Chroniques

par bertrand bolognesi

Gérard Grisey | Le noir de l’étoile
Jean-Pierre Luminet, Les Percussions de Strasbourg

Festival Messiaen au Pays de La Meije / Jardin alpin du Lautaret
- 28 juillet 2023
Sous le ciel du Lauteret, à 2058m, "Le noir de l'étoile" de Gérard Grisey
© bruno moussier

Quelle incroyable aventure !!! Après une première prise de contact par lettre avec l’astrophysicien Jean-Pierre Luminet, Gérard Grisey travaillait en étroite collaboration avec ce dernier pour mener à bien un projet concernant les étoiles, leur mort et les signaux par lesquels elles nous sont signalées par radiotélescope avec un décalage de quelques millions d’années. Initialement conçu comme un rendez-vous exact avec le ciel, puisque l’horaire de début de concert était calculé afin que le temps d’exécution coïncide avec l’arrivée en direct du signal de deux pulsars, Le noir de l’étoile est désormais donné avec l’enregistrement de ceux-ci. Certes, une excitation de l’événement est perdue, mais de quel événement s’agit-il vraiment puisque, de toute façon, ces quelques millions d’années nous en sépare, comme l’a si clairement exprimé Luminet ce matin, lors de la passionnante conférence qu’il prononçait au Jardin alpin du Lautaret. Bruno Messina, le directeur du Festival Messiaen au Pays de La Meije dont l’édition 2023 est consacrée aux compositeurs spectraux [lire notre chronique de la veille], a imaginé d’inviter Les Percussions de Strasbourg pour jouer l’œuvre, ce qui déjà est une bonne idée, mais encore de les jucher au col, avec le public, à environ 2058m d’altitude – voilà qui confère au génie !

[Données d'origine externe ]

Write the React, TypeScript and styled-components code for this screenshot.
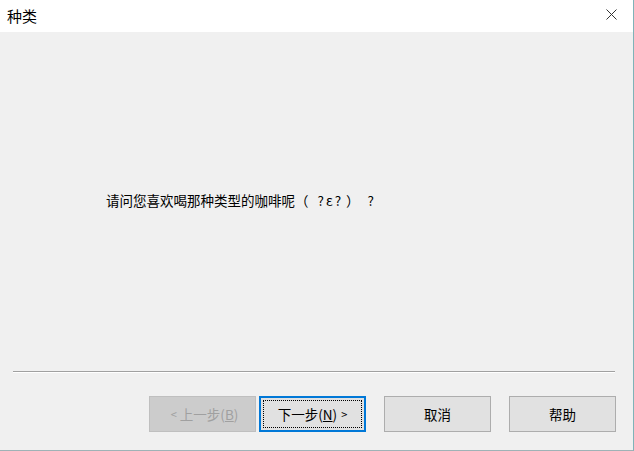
import React from "react";
import styled, { createGlobalStyle } from "styled-components";

const Global = createGlobalStyle`
  html, body { margin: 0; padding: 0; background: #f0f0f0; }
  body { font-family: "Noto Sans CJK SC", "Microsoft YaHei", sans-serif; }
`;

const Window = styled.div`
  width: 634px;
  height: 451px;
  box-sizing: border-box;
  background: #f0f0f0;
  border-right: 1px solid #7fb3b8;
  border-bottom: 1px solid #9fb2b6;
  display: flex;
  flex-direction: column;
  overflow: hidden;
`;

const TitleBar = styled.div`
  height: 32px;
  flex: none;
  background: #ffffff;
  display: flex;
  align-items: center;
  justify-content: space-between;
  padding: 0 0 0 7px;
`;

const Title = styled.span`
  font-size: 15px;
  color: #000;
  line-height: 1;
  margin-top: -2px;
`;

const CloseButton = styled.div`
  width: 44px;
  height: 32px;
  display: flex;
  align-items: center;
  justify-content: center;
  margin-top: -3px;
`;

const Content = styled.div`
  height: 339px;
  flex: none;
  box-sizing: border-box;
  padding: 158px 0 0 106px;
`;

const Question = styled.p`
  margin: 0;
  font-size: 13.5px;
  line-height: 20px;
  color: #000;
  white-space: pre;
`;

const Emote = styled.span`
  margin: 0 3px 0 9px;
  letter-spacing: 2px;
`;

const Tail = styled.span`
  margin-left: 8px;
`;

const Separator = styled.div`
  margin: 0 18px 0 13px;
  height: 1px;
  border-top: 1px solid #a0a0a0;
  background: #ffffff;
  flex: none;
`;

const ButtonRow = styled.div`
  display: flex;
  justify-content: flex-end;
  padding: 23px 17px 0 0;
`;

const Button = styled.button<{ $variant?: "disabled" | "focused" | "normal"; $gap?: number }>`
  width: 107px;
  height: 36px;
  box-sizing: border-box;
  margin-left: ${(p) => p.$gap ?? 18}px;
  font-family: "Noto Sans CJK SC", "Microsoft YaHei", sans-serif;
  font-size: 13.5px;
  padding: 0;
  display: flex;
  align-items: center;
  justify-content: center;
  position: relative;
  background: ${(p) => (p.$variant === "disabled" ? "#cccccc" : "#e1e1e1")};
  border: 1px solid
    ${(p) =>
      p.$variant === "disabled" ? "#bfbfbf" : p.$variant === "focused" ? "#0078d7" : "#adadad"};
  color: ${(p) => (p.$variant === "disabled" ? "#a0a0a0" : "#000")};
  ${(p) => (p.$variant === "focused" ? "box-shadow: inset 0 0 0 1px #0078d7;" : "")}
`;

const FocusRing = styled.span`
  position: absolute;
  inset: 3px;
  border: 1px dotted #000;
  pointer-events: none;
`;

const Mnemonic = styled.span`
  text-decoration: underline;
`;

const Arrow = styled.span`
  font-size: 11px;
  margin-left: 4px;
`;

export default function App() {
  return (
    <>
      <Global />
      <Window>
        <TitleBar>
          <Title>种类</Title>
          <CloseButton>
            <svg width="11" height="11" viewBox="0 0 11 11">
              <path d="M0.5 0.5 L10.5 10.5 M10.5 0.5 L0.5 10.5" stroke="#333" strokeWidth="1" fill="none" />
            </svg>
          </CloseButton>
        </TitleBar>
        <Content>
          <Question>
            请问您喜欢喝那种类型的咖啡呢（<Emote>?ε?</Emote>）<Tail>?</Tail>
          </Question>
        </Content>
        <Separator />
        <ButtonRow>
          <Button $variant="disabled" $gap={0}>
            <Arrow>&lt;</Arrow>&nbsp;上一步(<Mnemonic>B</Mnemonic>)
          </Button>
          <Button $variant="focused" $gap={3}>
            <FocusRing />
            下一步(<Mnemonic>N</Mnemonic>)<Arrow>&gt;</Arrow>
          </Button>
          <Button $variant="normal">取消</Button>
          <Button $variant="normal">帮助</Button>
        </ButtonRow>
      </Window>
    </>
  );
}
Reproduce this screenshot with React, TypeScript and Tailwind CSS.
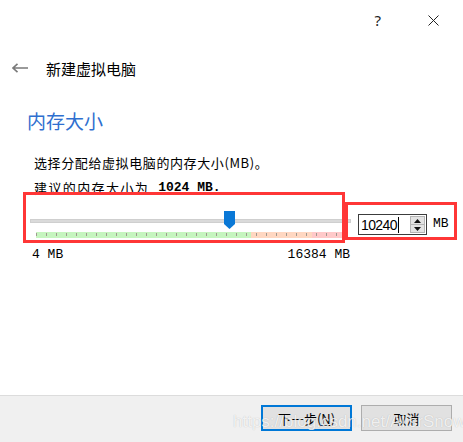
import React from "react";

const cjk = "font-['Noto_Sans_CJK_SC','Noto_Sans',sans-serif]";
const mono = "font-['Liberation_Mono','Noto_Sans_CJK_SC',monospace]";

function App() {
	const min = 4;
	const max = 16384;
	const value = 10240;
	const trackWidth = 321;
	const thumbLeft = Math.round(((value - min) / (max - min)) * (trackWidth - 11));
	const ticks = Array.from({ length: 31 });

	return (
		<div
			className={
				"relative w-[463px] h-[442px] overflow-hidden bg-white flex flex-col text-black " +
				cjk
			}
		>
			{/* title bar */}
			<div className="flex items-center justify-end h-[40px] pr-[24px] gap-[47px]">
				<span className="text-[15px] leading-none text-[#222] font-['Noto_Sans',sans-serif]">?</span>
				<svg width="11" height="11" viewBox="0 0 11 11">
					<path d="M0.5 0.5 L10.5 10.5 M10.5 0.5 L0.5 10.5" stroke="#222" strokeWidth="1" />
				</svg>
			</div>

			{/* header */}
			<div className="flex items-center h-[24px] mt-[16px] pl-[12px]">
				<svg width="16" height="10" viewBox="0 0 16 10">
					<path d="M1 5 H16 M5.5 0.8 L1 5 L5.5 9.2" stroke="#7a7a7a" strokeWidth="1.6" fill="none" />
				</svg>
				<span className="ml-[18px] text-[15px] leading-none">新建虚拟电脑</span>
			</div>

			{/* heading */}
			<div className="pl-[27px] mt-[28px] h-[24px] flex items-center text-[19px] leading-none text-[#2f6fcf]">
				内存大小
			</div>

			<div className="pl-[34px] mt-[20px] h-[20px] flex items-center text-[13px] tracking-[0.6px] leading-none">
				选择分配给虚拟电脑的内存大小(MB)。
			</div>
			<div className="pl-[34px] mt-[5px] h-[20px] flex items-center text-[13px] tracking-[1.4px] leading-none">
				建议的内存大小为
				<span className={"ml-[9px] font-bold tracking-normal text-[13px] " + mono}>1024 MB.</span>
			</div>

			{/* slider row */}
			<div className="flex items-start mt-[12px]">
				<div className="relative ml-[30px] w-[321px] h-[30px]">
					<div className="absolute left-0 right-0 top-[10px] h-[4px] bg-[#dadada] border border-[#cfcfcf]" />
					<div className="absolute top-[2px]" style={{ left: thumbLeft }}>
						<svg width="11" height="18" viewBox="0 0 11 18">
							<path d="M0 0 H11 V13 L5.5 18 L0 13 Z" fill="#0a78d6" />
						</svg>
					</div>
					<div className="absolute left-[6px] top-[23px] w-[306px] h-[6px] flex">
						<div className="w-[215px] bg-[#c6f5bf]" />
						<div className="w-[61px] bg-[#ffd7c1]" />
						<div className="flex-1 bg-[#ffc9c9]" />
						<div className="absolute inset-0 flex gap-[9px] pt-[1px]">
							{ticks.map((_, i) => (
								<div key={i} className="w-px h-[3px] bg-[#a09a90]" />
							))}
						</div>
					</div>
				</div>

				<div className="ml-[7px] mt-[5px] flex w-[69px] h-[21px] border border-[#3c3c3c] bg-white">
					<div className="flex-1 flex items-center pl-[2px]">
						<span className="text-[14px] tracking-[-0.6px] leading-none font-['Liberation_Sans',sans-serif]">10240</span>
						<div className="w-px h-[16px] bg-black ml-[1px]" />
					</div>
					<div className="w-[15px] my-[1px] mr-[1px] flex flex-col border border-[#b5b5b5] bg-[#e3e3e3]">
						<div className="flex-1 flex items-center justify-center border-b border-[#b5b5b5]">
							<svg width="7" height="4" viewBox="0 0 7 4">
								<path d="M0 4 L3.5 0 L7 4 Z" fill="#111" />
							</svg>
						</div>
						<div className="flex-1 flex items-center justify-center">
							<svg width="7" height="4" viewBox="0 0 7 4">
								<path d="M0 0 L3.5 4 L7 0 Z" fill="#111" />
							</svg>
						</div>
					</div>
				</div>
				<span className={"ml-[6px] mt-[7px] text-[13px] leading-[16px] " + mono}>MB</span>
			</div>

			{/* range labels */}
			<div className={"flex justify-between ml-[32px] w-[318px] mt-[7px] h-[16px] items-center text-[13px] leading-none " + mono}>
				<span>4 MB</span>
				<span>16384 MB</span>
			</div>

			<div className="flex-1" />

			{/* footer */}
			<div className="h-[47px] border-t border-[#dcdcdc] bg-[#f0f0f0] flex justify-end items-start pt-[9px] pr-[11px] gap-[9px]">
				<button className="w-[91px] h-[26px] border-2 border-[#0078d7] bg-[#e1e1e1] text-[13px] leading-none flex items-center justify-center">
					下一步(<span className="underline">N</span>)
				</button>
				<button className="w-[91px] h-[26px] border border-[#adadad] bg-[#e1e1e1] text-[13px] leading-none flex items-center justify-center">
					取消
				</button>
			</div>

			{/* annotation boxes */}
			<div className="absolute left-[23px] top-[192px] w-[322px] h-[51px] border-[3px] border-[#ff3636]" />
			<div className="absolute left-[345px] top-[202px] w-[112px] h-[38px] border-[3px] border-[#ff3636]" />

			{/* watermark */}
			<div className="absolute left-[233px] top-[413px] text-[17px] leading-none text-white/80 font-['Liberation_Sans',sans-serif] [text-shadow:0_0_1px_rgba(0,0,0,0.25)]">
				https://blog.csdn.net/AlisrSnow
			</div>
		</div>
	);
}

export default App;
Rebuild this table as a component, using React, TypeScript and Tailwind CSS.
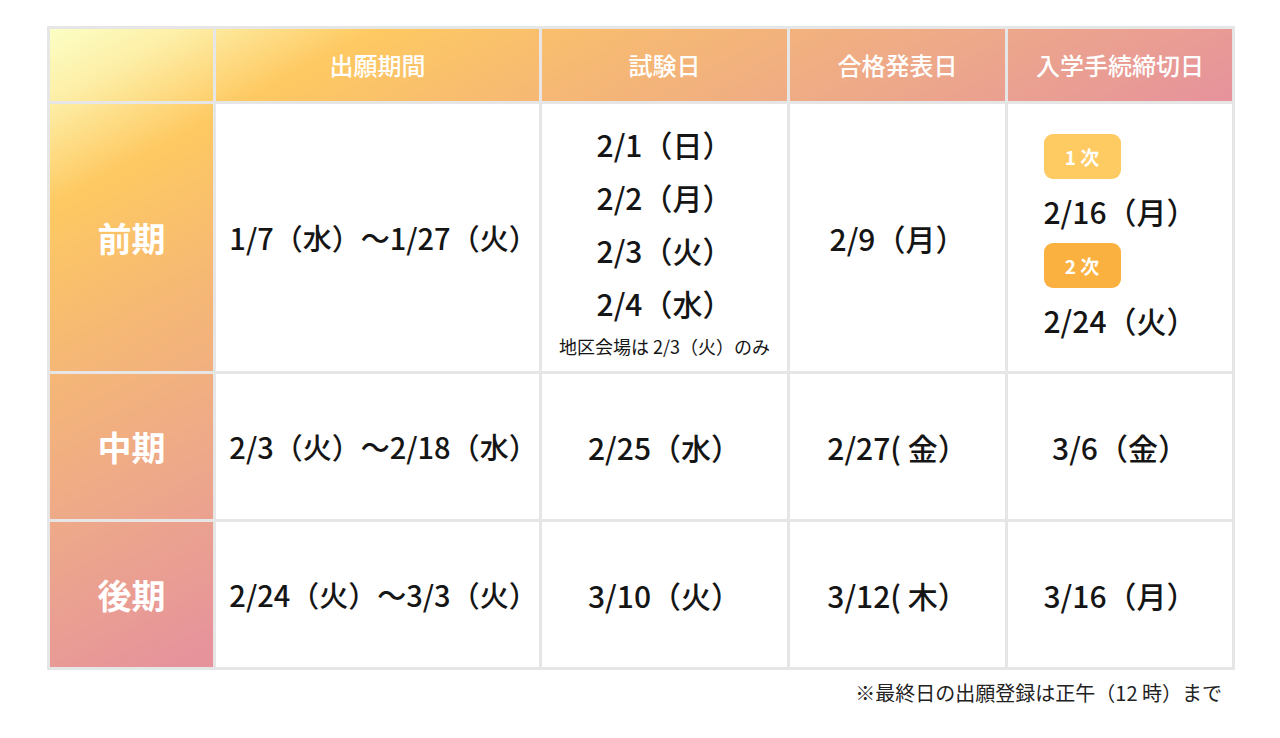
import React from "react";

// 入試日程表
const FONT = { fontFamily: '"Noto Sans CJK JP", "Noto Sans", sans-serif' };

const headers = ["出願期間", "試験日", "合格発表日", "入学手続締切日"];

function Badge({ label, tone }: { label: string; tone: "light" | "deep" }) {
  return (
    <div
      className={`w-[77px] h-[45px] rounded-[9px] flex items-center justify-center text-white font-bold text-[19px] ${
        tone === "light" ? "bg-[#fecb62]" : "bg-[#fbb13f]"
      }`}
    >
      {label}
    </div>
  );
}

export default function App() {
  const cell = "border-[3px] border-[#e6e6e6] text-center align-middle";
  const body = `${cell} bg-white text-[30px] font-medium text-[#151515] leading-none`;
  const range = `${cell} bg-white text-[29px] font-medium text-[#151515] leading-none whitespace-nowrap pl-[12px]`;
  const side = `${cell} text-white text-[34px] font-bold`;

  return (
    <div className="min-h-screen bg-white" style={FONT}>
      <div className="pt-[26px] pl-[47px]">
        <table className="table-fixed border-collapse w-[1185px] bg-[linear-gradient(to_bottom_right,#fbffc6_0%,#fdeea6_6%,#fec962_14%,#f5b775_27%,#eda88a_40%,#e6939b_55%,#e6939b_100%)]">
          <colgroup>
            <col className="w-[166px]" />
            <col className="w-[326px]" />
            <col className="w-[248px]" />
            <col className="w-[218px]" />
            <col className="w-[227px]" />
          </colgroup>
          <thead>
            <tr className="h-[75px]">
              <th className={cell}></th>
              {headers.map((h) => (
                <th key={h} className={`${cell} text-white text-[24px] font-medium`}>
                  {h}
                </th>
              ))}
            </tr>
          </thead>
          <tbody>
            <tr className="h-[270px]">
              <th className={side}>前期</th>
              <td className={range}>1/7（水）〜1/27（火）</td>
              <td className={body}>
                <div className="flex flex-col items-center">
                  <div className="h-[53px] flex items-center">2/1（日）</div>
                  <div className="h-[53px] flex items-center">2/2（月）</div>
                  <div className="h-[53px] flex items-center">2/3（火）</div>
                  <div className="h-[53px] flex items-center">2/4（水）</div>
                  <div className="mt-[4px] text-[18px] font-normal leading-[24px]">地区会場は 2/3（火）のみ</div>
                </div>
              </td>
              <td className={body}>2/9（月）</td>
              <td className={body}>
                <div className="inline-flex flex-col items-start gap-[6px] text-left pt-[4px]">
                  <Badge label="1 次" tone="light" />
                  <div className="h-[52px] flex items-center">2/16（月）</div>
                  <Badge label="2 次" tone="deep" />
                  <div className="h-[52px] flex items-center">2/24（火）</div>
                </div>
              </td>
            </tr>
            <tr className="h-[148px]">
              <th className={side}>中期</th>
              <td className={range}>2/3（火）〜2/18（水）</td>
              <td className={body}>2/25（水）</td>
              <td className={body}>2/27( 金）</td>
              <td className={body}>3/6（金）</td>
            </tr>
            <tr className="h-[148px]">
              <th className={side}>後期</th>
              <td className={range}>2/24（火）〜3/3（火）</td>
              <td className={body}>3/10（火）</td>
              <td className={body}>3/12( 木）</td>
              <td className={body}>3/16（月）</td>
            </tr>
          </tbody>
        </table>
        <p className="w-[1175px] text-right text-[20px] text-[#222] mt-[8px]">
          ※最終日の出願登録は正午（12 時）まで
        </p>
      </div>
    </div>
  );
}
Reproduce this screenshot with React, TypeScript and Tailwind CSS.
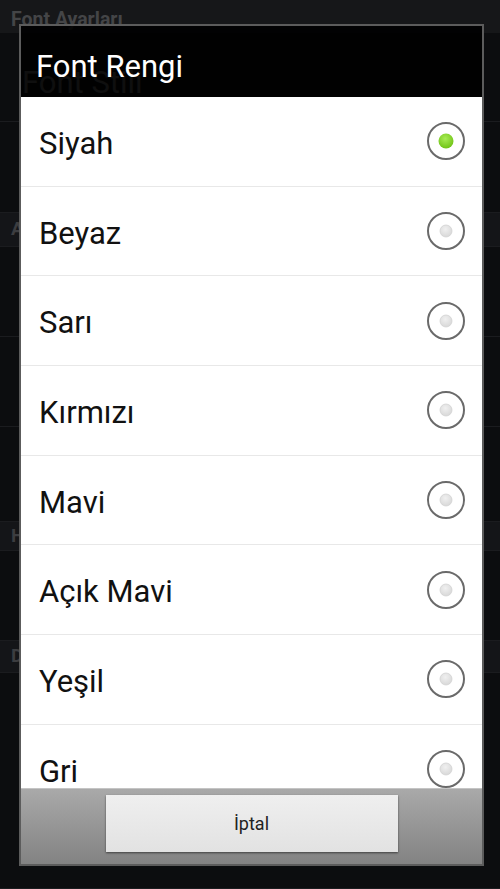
const colors = ['Siyah', 'Beyaz', 'Sarı', 'Kırmızı', 'Mavi', 'Açık Mavi', 'Yeşil', 'Gri']

function Radio({ checked }: { checked: boolean }) {
  return (
    <svg width="40" height="40" viewBox="0 0 40 40">
      <defs>
        <radialGradient id="green" cx="45%" cy="35%" r="70%">
          <stop offset="0%" stopColor="#a8ec55" />
          <stop offset="100%" stopColor="#6cc012" />
        </radialGradient>
        <radialGradient id="grey" cx="45%" cy="35%" r="70%">
          <stop offset="0%" stopColor="#f0f0f0" />
          <stop offset="100%" stopColor="#d6d6d6" />
        </radialGradient>
      </defs>
      <circle cx="20" cy="20" r="18" fill="#fff" stroke="#6a6a6a" strokeWidth="2" />
      {checked ? (
        <circle cx="20" cy="20" r="7.5" fill="url(#green)" />
      ) : (
        <circle cx="20" cy="20" r="6" fill="url(#grey)" stroke="#d2d2d2" strokeWidth="0.8" />
      )}
    </svg>
  )
}

function BgRow({ h, text }: { h: string; text?: string }) {
  return (
    <div className={`${h} border-b border-[#1b1c1f] flex items-center pl-[22px] pt-[12px]`}>
      {text && <span className="text-[31px] text-[#7a7a7a]">{text}</span>}
    </div>
  )
}

function BgBand({ h, label }: { h: string; label: string }) {
  return (
    <div className={`${h} bg-[#141518] border-b border-[#1b1c1f] flex items-center pl-[11px]`}>
      <span className="text-[19px] font-bold text-[#3c3d40]">{label}</span>
    </div>
  )
}

export default function App() {
  return (
    <div className="relative w-[500px] h-[889px] overflow-hidden bg-[#0c0d0f] font-['Roboto','Liberation_Sans',sans-serif]">
      {/* dimmed preference screen behind the dialog */}
      <div className="flex flex-col">
        <div className="h-[33px] bg-[#161719] flex items-center pl-[11px] pt-[6px]">
          <span className="text-[19.5px] font-bold text-[#444547]">Font Ayarları</span>
        </div>
        <BgRow h="h-[89px]" text="Font Stili" />
        <BgRow h="h-[91px]" />
        <BgBand h="h-[34px]" label="Arka Plan" />
        <BgRow h="h-[90px]" />
        <BgRow h="h-[90px]" />
        <BgRow h="h-[95px]" />
        <BgBand h="h-[29px]" label="Hız" />
        <BgRow h="h-[90px]" />
        <BgBand h="h-[32px]" label="Diğer" />
        <BgRow h="h-[216px]" />
      </div>

      {/* dialog */}
      <div className="absolute left-[19px] top-[24px] w-[465px] h-[842px] border-2 border-[#5c5c5c] flex flex-col">
        <div className="h-[71px] shrink-0 bg-[rgba(0,0,0,0.88)] flex items-center pl-[15px] pt-[10px]">
          <span className="text-[31px] text-white leading-none">Font Rengi</span>
        </div>
        <div className="flex-1 bg-white overflow-hidden">
          {colors.map((c, i) => (
            <div
              key={c}
              className="h-[89.7px] border-b border-[#e8e8e8] flex items-center justify-between pl-[18px] pr-[16px]"
            >
              <span className="text-[31px] text-[#111] leading-none pt-[4px]">{c}</span>
              <Radio checked={i === 0} />
            </div>
          ))}
        </div>
        <div className="h-[76px] shrink-0 bg-gradient-to-b from-[#a9a9a9] to-[#838383] border-t border-[#c4c4c4] flex justify-center pt-[6px]">
          <button className="w-[292px] h-[57px] bg-gradient-to-b from-[#efefef] to-[#e2e2e2] shadow-[0_1px_2px_rgba(0,0,0,0.55)] text-[18px] text-[#222]">
            İptal
          </button>
        </div>
      </div>
    </div>
  )
}
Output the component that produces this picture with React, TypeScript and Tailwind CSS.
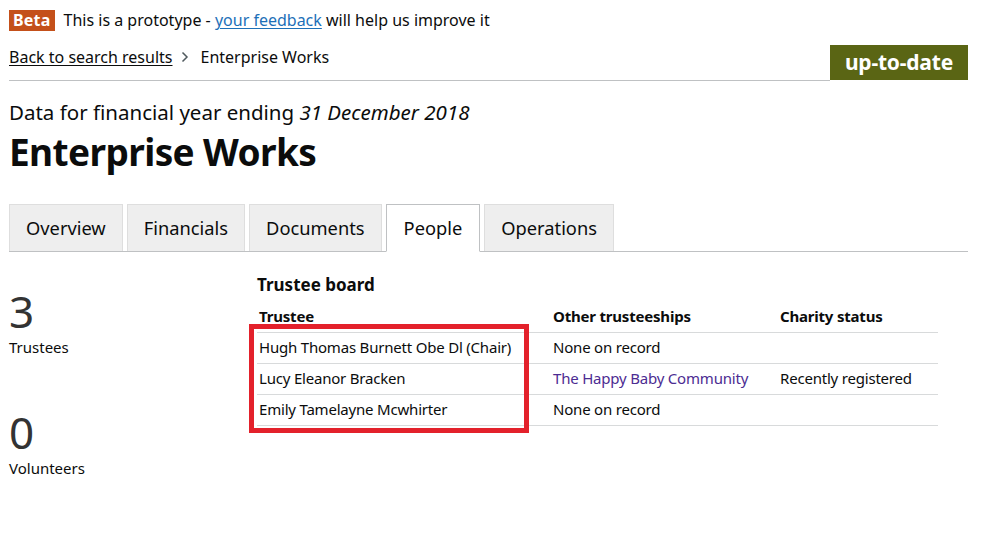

Tout ce vendredi, l’enthousiasme, immense, l’a disputé au doute, dans la crainte qu’une soudaine crise de mauvais temps, en cette période d’orages, vînt gâcher un moment promis comme magique. Tout autour d’un parterre de chaises, les postes de percussion sont installés sur une esplanade herbeuse où, il n’y a pas si longtemps, siégeait une cabane, démontée pour l’occasion. Le lieu, où serpentent une armada de câbles, est sagement protégé et gardienné afin que nul ne s’écarte des sentes sûres. Lorsque des masses ténébreuses se concentrent sur La Grave vers 18h, il ne semble point si certain que le concert ait réellement lieu. Le temps du dîner, de salutaires bourrasques chassent ces menaces, si bien que nous nous installons, vers 20h40, au Lautaret, sous un ciel dégagé où bientôt scintillera la Casserole. Avec un retard d’une dizaine de minutes, les musiciens se lancent dans ce formidable voyage du Noir de l’étoile, une partition essentielle de la fin du XXe siècle qui révèle des qualités nouvelles dans le contexte inouï de cette soirée.

Outre l’excellence des percussionnistes et l’audace d’une telle initiative, menée à si belle hauteur et par une température de cinq degrés au maximum – encore recroquevillés dans des plaids, les spectateurs oublient le froid dès que commence la musique, on voit les silhouettes se détendre, les dos retrouver leur déploiement –, l’encerclement de l’assemblée et le jeu de répons invasifs d’un poste l’autre fascinent une heure durant. Lorsque le second pulsar survient, vers le début du quatrième quart de l’œuvre, Dame Lune surgit d’une crête, comme un effet calculé, commandé, voire budgété. Le ciel est doublement complice – pour la météo et quant à cette apparition. Tout est affaire de dimension : l’astre signe la belle démesure de l’œuvre comme celle du projet ici réalisé.

Pourra-t-on désormais entendre à nouveau Le noir de l’étoile de même façon ? La réponse est non, assurément. Où que l’on se trouvera, c’est forcément en rêvant au soir du 28 juillet 2023 qu’on l’écoutera. Le sentiment qui s’ensuit, lorsqu’on se retrouve à partager un vin chaud après la musique, est d’être privilégié, car sans doute de telles conditions ne seront plus réunies pour redire l’événement. Il est vingt-trois heures, les étoiles percent une nuit bien installée, tandis que s’annonce le temps des songes.